11. On enquiry, the Assistant Commissioner, vide order dated 09.09.2010 opined in his favour. The challenge laid by the private 9 respondent Nos. 4 to 9 also did not succeed. It was deemed appropriate to take recourse to a remedy of appeal. The appeal was thereafter dismissed by the Deputy Commissioner on 8.10.2010 and once again a writ petition was filed by them before the High Court but vide order dated 16.8.2011, the learned Single Judge dismissed the writ petition. It is thereafter that the private respondents fate took a turn for the better when they succeed in the writ appeal in terms of order dated 5.7.2013. The appellant has, thus, filed the present appeal.
12. There are number of issues raised before us calling for the inter se play of the Inams Abolition Act and the SC & ST Act. We, however, do not see the need to examine them as, according to us, the appellant is disentitled to any relief on the short ground of having knocked the doors of the concerned authorities three decades after the SC & ST Act came into force. It is this very aspect which forms subject matter of debate in a number of judgments and finally in Satyan’s case (supra), (they have been discussed Para 12 extracted hereinabove). It was recognized that there was no limitation of time prescribed but it should be exercised within a reasonable period of time. It is in that context that period of 20 years have been said to be too long a period for calling for interference by the concerned authorities. Leave the said period, in 10 the present case, we are confronted with the factual situation of 30 years period between the rights accruing and the exercise of rights. In the meantime, the lands have been developed by the private respondents who, according to us, is bona fide purchaser of the land and created infrastructure on the same. It does seem now an endeavour of the appellant to only extract some amount knowing fully well the kind of establishment which has come up on the land in question. We cannot be a part to such endeavour. We are, thus, of the view that in the conspectuous of the legal position discussed aforesaid and the facts referred to by us, the appellant is disentitled to any relief on this short ground of an inordinate delay in seeking to avail of their remedy in limine.

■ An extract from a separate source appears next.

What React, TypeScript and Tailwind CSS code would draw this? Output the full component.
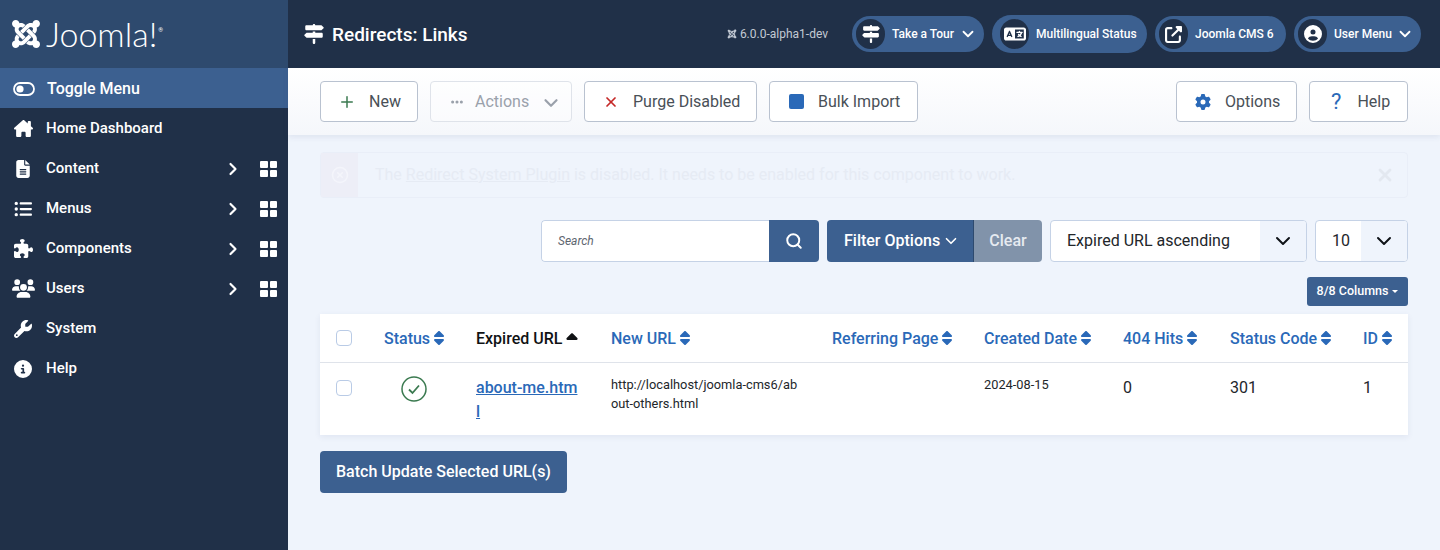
import React from 'react';
import { ChevronDown, ChevronRight, Plus, X, Search, CircleX } from 'lucide-react';
import { FaHouseChimney, FaFileLines, FaListUl, FaPuzzlePiece, FaUsers, FaWrench, FaCircleInfo, FaJoomla, FaSignsPost, FaLanguage, FaUpRightFromSquare, FaCircleUser, FaGear, FaSort, FaSortUp, FaEllipsis } from 'react-icons/fa6';

function ToggleIcon() {
  return (
    <svg width="22" height="14" viewBox="0 0 22 14" fill="none" className="shrink-0">
      <rect x="1" y="1" width="20" height="12" rx="6" stroke="#fff" strokeWidth="1.8" />
      <circle cx="7" cy="7" r="3.6" fill="#fff" />
    </svg>
  );
}

function QuadIcon() {
  return (
    <div className="grid grid-cols-2 gap-[2px] w-[17px] h-[16px]">
      <span className="bg-white rounded-[1px]" />
      <span className="bg-white rounded-[1px]" />
      <span className="bg-white rounded-[1px]" />
      <span className="bg-white rounded-[1px]" />
    </div>
  );
}

const menu = [
  { label: 'Home Dashboard', icon: <FaHouseChimney size={19} /> },
  { label: 'Content', icon: <FaFileLines size={18} />, sub: true },
  { label: 'Menus', icon: <FaListUl size={18} />, sub: true },
  { label: 'Components', icon: <FaPuzzlePiece size={19} />, sub: true },
  { label: 'Users', icon: <FaUsers size={23} />, sub: true },
  { label: 'System', icon: <FaWrench size={18} /> },
  { label: 'Help', icon: <FaCircleInfo size={18} /> },
];

function Sidebar() {
  return (
    <aside className="w-[288px] shrink-0 bg-[#203048] text-white">
      <div className="h-[68px] bg-[#2e4a6e] flex items-center pl-[10px] gap-[4px]">
        <FaJoomla size={32} />
        <span className="text-[34px] font-['Lato'] font-light leading-none">Joomla!</span>
        <span className="text-[6px] self-start mt-[25px] -ml-[3px]">®</span>
      </div>
      <div className="h-10 pt-[1px] bg-[#3c6090] flex items-center pl-[13px] gap-[12px] text-[16px] font-medium">
        <ToggleIcon />
        <span>Toggle Menu</span>
      </div>
      {menu.map((m) => (
        <div key={m.label} className="h-10 pt-[1px] flex items-center text-[15px] font-medium">
          <span className="w-[46px] flex justify-center pl-[1px] pr-[1px] shrink-0">{m.icon}</span>
          <span className="flex-1">{m.label}</span>
          {m.sub && (
            <div className="flex items-center gap-[17px] pr-[11px]">
              <ChevronRight size={20} strokeWidth={2.6} />
              <QuadIcon />
            </div>
          )}
        </div>
      ))}
    </aside>
  );
}

function Pill({ icon, label, chevron, className }: { icon: React.ReactNode; label: string; chevron?: boolean; className: string }) {
  return (
    <div className={`${className} rounded-full bg-[#3c6090] flex items-center text-white text-[12px] font-medium`}>
      <span className="w-[29px] h-[30px] rounded-full bg-[#203048] flex items-center justify-center shrink-0">{icon}</span>
      <span className="ml-[7px] whitespace-nowrap">{label}</span>
      {chevron && <ChevronDown size={18} strokeWidth={2.4} className="ml-auto mr-[7px]" />}
    </div>
  );
}

function Header() {
  return (
    <header className="h-[68px] bg-[#203048] flex items-center text-white">
      <div className="pl-[16px] flex items-center gap-[8px] flex-1">
        <FaSignsPost size={20} />
        <h1 className="text-[19px] font-medium pt-[2px]">Redirects: Links</h1>
      </div>
      <div className="flex items-center gap-[3px] text-[12px] text-[#c3cad4] mr-[24px]">
        <FaJoomla size={10} />
        <span>6.0.0-alpha1-dev</span>
      </div>
      <div className="flex items-center gap-[8px] pr-[19px]">
        <Pill className="w-[132px] h-[36px] pl-[4px]" icon={<FaSignsPost size={18} />} label="Take a Tour" chevron />
        <Pill className="w-[155px] h-[38px] pl-[8px]" icon={<FaLanguage size={22} />} label="Multilingual Status" />
        <Pill className="w-[131px] h-[36px] pl-[4px]" icon={<FaUpRightFromSquare size={17} />} label="Joomla CMS 6" />
        <Pill className="w-[127px] h-[36px] pl-[4px]" icon={<FaCircleUser size={18} />} label="User Menu" chevron />
      </div>
    </header>
  );
}

function ToolButton({ icon, label, className, disabled }: { icon: React.ReactNode; label: string; className: string; disabled?: boolean }) {
  return (
    <button className={`${className} h-[41px] rounded-[4px] border bg-white flex items-center text-[16px] ${disabled ? 'border-[#dfe3ea] bg-white/40 text-[#9aa1ab]' : 'border-[#b9c2d0] text-[#495057]'}`}>
      {icon}
      <span>{label}</span>
    </button>
  );
}

function Toolbar() {
  return (
    <div className="h-[67px] bg-gradient-to-b from-white to-[#f5f7fb] shadow-[0_2px_6px_rgba(50,70,110,0.09)] flex items-center pl-[32px] pr-[32px] relative">
      <div className="flex gap-[12px] flex-1">
        <ToolButton className="w-[98px] pl-[17px] gap-[13px]" label="New" icon={<Plus size={18} strokeWidth={2} className="text-[#3b7a50]" />} />
        <ToolButton disabled className="w-[142px] pl-[19px]" label="Actions" icon={<FaEllipsis size={14} className="mr-[11px] text-[#9aa1ab]" />} />
        <ToolButton className="w-[173px] pl-[18px] gap-[14px]" label="Purge Disabled" icon={<X size={16} strokeWidth={2.6} className="text-[#c52827]" />} />
        <ToolButton className="w-[149px] pl-[19px] gap-[14px]" label="Bulk Import" icon={<span className="w-[15px] h-[15px] rounded-[2px] bg-[#2a69b8]" />} />
      </div>
      <div className="flex gap-[12px]">
        <ToolButton className="w-[121px] pl-[18px] gap-[14px]" label="Options" icon={<FaGear size={16} className="text-[#2a69b8]" />} />
        <ToolButton className="w-[99px] pl-[21px] gap-[16px]" label="Help" icon={<span className="text-[22px] leading-none text-[#2a69b8]">?</span>} />
      </div>
      <ChevronDown size={22} strokeWidth={2.4} className="absolute left-[252px] top-[24px] text-[#9aa1ab]" />
    </div>
  );
}

function Alert() {
  return (
    <div className="h-[46px] flex items-stretch rounded-[4px] border border-[#e9eef8] text-[16px] text-[#e6ebf4]">
      <div className="w-[37px] bg-[#edeef7] flex items-center justify-center">
        <CircleX size={18} className="text-[#f4f5fb]" />
      </div>
      <div className="flex-1 flex items-center pl-[17px]">
        <span>
          The <span className="underline">Redirect System Plugin</span> is disabled. It needs to be enabled for this component to work.
        </span>
      </div>
      <X size={20} strokeWidth={3.4} className="self-center mr-[12px] text-[#e3e8f0]" />
    </div>
  );
}

function SelectBox({ label, className }: { label: string; className: string }) {
  return (
    <div className={`${className} h-[42px] rounded-[4px] border border-[#c5d2e6] bg-white flex overflow-hidden`}>
      <span className="flex-1 flex items-center pl-[16px] text-[16px] text-[#22262a]">{label}</span>
      <span className="w-[46px] bg-[#eff4fc] flex items-center justify-center">
        <ChevronDown size={24} strokeWidth={2} className="text-[#101318]" />
      </span>
    </div>
  );
}

function Filters() {
  return (
    <div className="flex justify-end gap-[8px]">
      <div className="w-[278px] h-[42px] flex rounded-[4px] overflow-hidden">
        <div className="flex-1 border border-r-0 border-[#c5d2e6] bg-white rounded-l-[4px] flex items-center pl-[16px] text-[12px] italic text-[#5e6670]">Search</div>
        <div className="w-[50px] bg-[#3c6090] flex items-center justify-center">
          <Search size={18} strokeWidth={2.6} className="text-white" />
        </div>
      </div>
      <div className="flex h-[42px] rounded-[4px] overflow-hidden text-[16px] font-medium">
        <div className="w-[147px] pl-[17px] bg-[#3c6090] text-white flex items-center gap-[2px] border-r border-[#2e4a6e]">
          Filter Options <ChevronDown size={18} strokeWidth={2.2} />
        </div>
        <div className="w-[68px] bg-[#8193aa] text-[#e6eaf0] flex items-center justify-center">Clear</div>
      </div>
      <SelectBox label="Expired URL ascending" className="w-[257px]" />
      <SelectBox label="10" className="w-[93px]" />
    </div>
  );
}

const columns = [
  { label: 'Status', w: 'w-[92px]' },
  { label: 'Expired URL', w: 'w-[135px]', active: true },
  { label: 'New URL', w: 'w-[221px]' },
  { label: 'Referring Page', w: 'w-[152px]' },
  { label: 'Created Date', w: 'w-[139px]' },
  { label: '404 Hits', w: 'w-[107px]' },
  { label: 'Status Code', w: 'w-[133px]' },
  { label: 'ID', w: 'w-[61px]' },
];

function Check() {
  return <span className="block w-[16px] h-[16px] rounded-[4px] border border-[#b9cbe6] bg-white" />;
}

function LinksTable() {
  return (
    <table className="table-fixed w-full bg-white shadow-[0_2px_6px_rgba(50,70,110,0.08)] text-[16px]">
      <thead>
        <tr className="h-[48px] border-b border-[#dfe3ea]">
          <th className="w-[48px] pl-[16px]"><Check /></th>
          {columns.map((c) => (
            <th key={c.label} className={`${c.w} pl-[16px] pt-[2px] text-left font-medium whitespace-nowrap ${c.active ? 'text-[#101214]' : 'text-[#2a69b8]'}`}>
              {c.label}
              {c.active
                ? <FaSortUp size={18} className="inline ml-[1px] align-[-6px]" />
                : <FaSort size={16} className="inline ml-[1px] align-[-2px]" />}
            </th>
          ))}
        </tr>
      </thead>
      <tbody>
        <tr className="h-[73px] align-top text-[#22262a]">
          <td className="pl-[16px] pt-[17px]"><Check /></td>
          <td className="pt-[13px] pl-[16px]">
            <svg width="26" height="26" viewBox="0 0 26 26" fill="none" stroke="#3b7a50" strokeWidth="1.5" className="ml-[17px]">
              <circle cx="13" cy="13" r="12" />
              <path d="M8 13.5l3.5 3.5 6.5-7.5" strokeWidth="1.8" />
            </svg>
          </td>
          <td className="pl-[16px] pt-[13px] leading-[24px] font-medium">
            <a className="text-[#2a69b8] underline break-all pr-[14px] block">about-me.html</a>
          </td>
          <td className="pl-[16px] pt-[12px] pr-[12px] text-[12.8px] leading-[19px] break-all">http://localhost/joomla-cms6/about-others.html</td>
          <td />
          <td className="pl-[16px] pt-[12px] text-[12.8px] leading-[19px]">2024-08-15</td>
          <td className="pl-[16px] pt-[13px]">0</td>
          <td className="pl-[16px] pt-[13px]">301</td>
          <td className="pl-[16px] pt-[13px]">1</td>
        </tr>
      </tbody>
    </table>
  );
}

export default function App() {
  return (
    <div className="h-[550px] flex overflow-hidden bg-[#eff4fc] font-['Roboto',sans-serif]">
      <Sidebar />
      <div className="flex-1 min-w-0">
        <Header />
        <Toolbar />
        <main className="px-[32px] pt-[17px]">
          <Alert />
          <div className="mt-[22px]"><Filters /></div>
          <div className="flex justify-end mt-[15px] mb-[8px]">
            <button className="w-[101px] h-[29px] bg-[#3c6090] text-white text-[12.5px] font-medium rounded-[3px] flex items-center justify-center gap-[4px]">
              8/8 Columns
              <span className="w-0 h-0 border-x-[3px] border-x-transparent border-t-[3px] border-t-white" />
            </button>
          </div>
          <LinksTable />
          <button className="mt-[16px] w-[247px] h-[42px] bg-[#3c6090] text-white text-[16px] font-medium rounded-[4px]">
            Batch Update Selected URL(s)
          </button>
        </main>
      </div>
    </div>
  );
}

Insofar as the other aspects raised in the present appeals are concerned, we are leaving the questions of law open since we are not required to comment on the same for adjudication of the present controversy.
13. The appeals are accordingly dismissed leaving the parties to bear their own costs.
……………………………………,J.
(Sanjay Kishan Kaul) ……………………………………,J.
(K.M. Joseph) New Delhi;
August 29, 2019
ITEM NO.102 COURT NO.11 SECTION IV-A
S U P R E M E C O U R T O F I N D I A
RECORD OF PROCEEDINGS
Civil Appeal No(s). 4367-4372/2016
JAGADISH Appellant(s)
VERSUS
STATE OF KARNATAKA & ORS. Respondent(s)
(LIST THE APPEALS IN THE MONTH OF AUGUST, 2019(R/P 8.2.2019) ) Date : 29-08-2019 These appeals were called on for hearing today. CORAM : HON'BLE MR. JUSTICE SANJAY KISHAN KAUL HON'BLE MR. JUSTICE K.M. JOSEPH For Appellant(s) Mr. Basava Prabhu S. Patil, Sr. Adv.
Mr. Shailesh Madiyal, AOR Mr. Sudhanshu Prakash, Adv.
Mr. Kartik Anand, Adv.
For Respondent(s) Mr. Jayant Bhushan, Sr. Adv.
Mr. Aman Lekhi, Adv.
Vamshi Chendarellu, Adv.
Mr. Sudhir Naagar, AOR Mr. V. N. Raghupathy, AOR Mr. Md. Afzal Ansari, Adv.
Mr. Mandndra Pal Gupta, Adv.
UPON hearing the counsel the Court made the following O R D E R The appeals are dismissed in terms of the signed reportable judgment leaving the parties to bear their own costs.